An enormous, mischievous smile spread across Gin-Gin’s face.
‘Bugger!’ he said.
‘Gugger,’ said the bird.
‘That’s right, you’ve nearly got it!’ He turned to me, ‘I’ve taught their bloody budgie to say bugger.’
Guffawing evilly, we returned to our seats.
Later I told Mum and Dad and they started giggling and told me a similar story.
Miss Watson, another lady in the home, the only one Gin-Gin got on well with, happened upon him in the drawing room, standing in front of the cage going,
‘Bugger! Bugger! Come on! You, can say it! Bugger!’
Stifling her laughter, Miss Watson crept away before he’d noticed her and got the matron, because Miss Watson knew that matron would find the whole thing as funny as she did. Which was true. The matron then passed this on to Mum and Dad remarking that she was very glad the bird couldn’t handle the B sound and the other old ladies seemed to be too innocent to appreciate what it was actually saying.
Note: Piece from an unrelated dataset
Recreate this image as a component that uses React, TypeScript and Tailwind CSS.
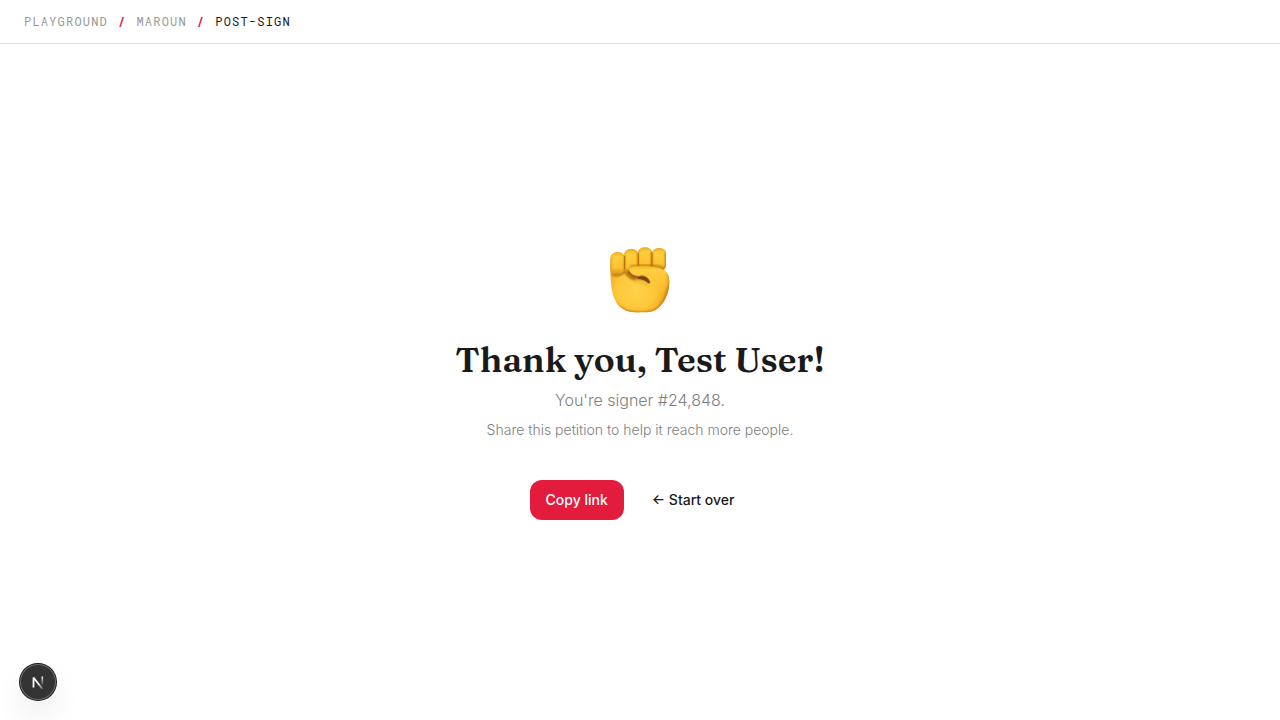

My parents and my brother and I reckoned it was a lucky choice of word since if he’d gone for fuck or sod it would probably have managed to repeat him verbatim – even ‘gollocks’ would have been less subtle.
However, his efforts with the budgie did come back to haunt him eventually. He had also taught it to wolf whistle, something it did very well, and one day, as he sat in one of the comfy chairs, minding his own business, one of the prissier inmates came into the room and the budgie wolf whistled. To Gin-Gin’s horror she rounded on him and accused him of harassing her! Matron was called to intervene and in the end ruffled feathers were smoothed down but only when the budgie wolf whistled again, at a point when it couldn’t possibly have been Gin-Gin. But, poor old boy, his name was mud with the ladies after that, except Miss Watson, with whom he got on well. That said, he probably didn’t care that the ladies didn’t like him. From what I gathered they were a bit stuck up and I got the impression Miss Watson wasn’t that keen on them either. Certainly, she only seemed to chat to Gin-Gin and did her own thing a lot of the time, going for walks or arranging trips out with friends.